When The Philanthropist was launched a year ago this fall it was with the intention that a vehicle of some kind was needed for an informed and constructive critique of the charitable and philanthropic scene in Canada. This need has been echoed by our readers; the Committee is most appreciative of the many letters of encouragement and offers of assistance it has received. Naturally there are those who doubt that the curtain of secrecy which veils the activities of charitable institutions in Canada can be penetrated short of some form of government intervention. Indeed, among charitable foundations themselves there are many who are persuaded to conceal even their existence as if on the ancient premise that to have someone know your name is to empower them to call you to account.
There are, however, encouraging signs that a genuine dialogue has begun. The colloquium held at the Guild Inn which is reported on in this issue was a significant exchange of views and information among a variety of people bound by a common concern for the most effective application of charitable funds. The articles in this and succeeding issues reveal a common theme namely the need for legislative reform which, when it comes, will be the more enlightened if those who are familiar with the field are prepared to influence its development.
The current interest in reviewing the field of charity no doubt stems in part from the new forms of social concern that are manifested in the activities of the modern humane state.
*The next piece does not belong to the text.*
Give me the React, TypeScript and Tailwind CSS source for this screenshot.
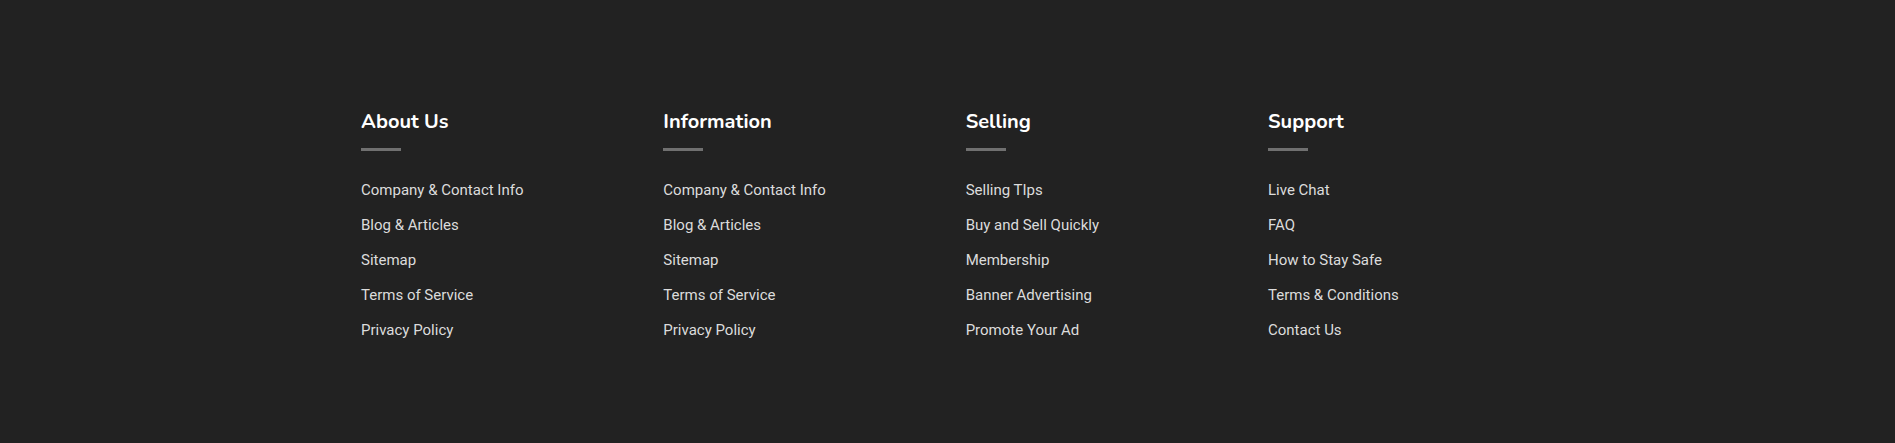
const columns = [
  {
    title: "About Us",
    links: ["Company & Contact Info", "Blog & Articles", "Sitemap", "Terms of Service", "Privacy Policy"],
  },
  {
    title: "Information",
    links: ["Company & Contact Info", "Blog & Articles", "Sitemap", "Terms of Service", "Privacy Policy"],
  },
  {
    title: "Selling",
    links: ["Selling TIps", "Buy and Sell Quickly", "Membership", "Banner Advertising", "Promote Your Ad"],
  },
  {
    title: "Support",
    links: ["Live Chat", "FAQ", "How to Stay Safe", "Terms & Conditions", "Contact Us"],
  },
];

export default function App() {
  return (
    <footer className="w-full h-[443px] bg-[#222222]">
      <div className="pl-[361px] pt-[107px] grid grid-cols-[repeat(4,302.33px)]">
        {columns.map((col) => (
          <div key={col.title}>
            <h4 className="text-[20px] leading-[30px] font-bold text-white font-['Nunito','Inter',sans-serif]">
              {col.title}
            </h4>
            <div className="mt-[11px] mb-[27px] w-10 h-[3px] bg-[#707070]" />
            <ul className="flex flex-col">
              {col.links.map((link) => (
                <li key={link} className="h-[35px] leading-[23px]">
                  <a href="#" className="text-[15px] text-[#dcdcdc] font-['Roboto',sans-serif]">
                    {link}
                  </a>
                </li>
              ))}
            </ul>
          </div>
        ))}
      </div>
    </footer>
  );
}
Tax dollars are now being funnelled into support of the underprivileged and the helpless on a national scale. Government money is also being made available in a variety of areas of medical and scientific research. The private sector is anxious to avoid duplication and gaps- duplication with each other as well as with government, and gaps because each proceeds on the uninformed assumption that the other is active in a particular sphere. Communication and consultation among charitable institutions and between representatives of charitable institutions and government at various levels might help to provide an answer to some of these problems.
Most of us acknowledge a role for government and a role for private philanthropy but the time is propitious for charitable institutions and those who support them to delineate with greater precision the particular role of private philanthropy. Are there some things that fall within the proper ambit of government responsibility and others that government might better leave alone? What policy considerations are relevant to such a determination? Should government, for example, use tax dollars to support what one panelist at the Conference at the Guild Inn called “the growing edge of knowledge” or is this a role more appropriate to the charitable foundation? Would you be surprised by an allegation that today it is governments which by and large are innovative in the projects they sponsor, and charitable foundations which are conservative and cautious and tied to traditional patterns? It is hoped that we can explore this in greater detail in future issues of The Philanthropist.
The emphasis today is on being contemporary and “with it” but sometimes it serves a useful purpose to recall the wisdom of people in other times and other places. With this in mind we have included in this issue the eight degrees of charity from the teachings of Rabbi Moses Ben Maimonides in 1135 A.D. In the realm of human aspiration and motivation there is apparently not much new under the sun. The eighth and highest rung of his hierarchy of brotherly concern could be a quotation from an editorial in today’s press. In any age man’s best instincts are easily articulated and readily acknowledged; it is in their application that resides the challenge to our ingenuity and it is to this end that we must bend our will.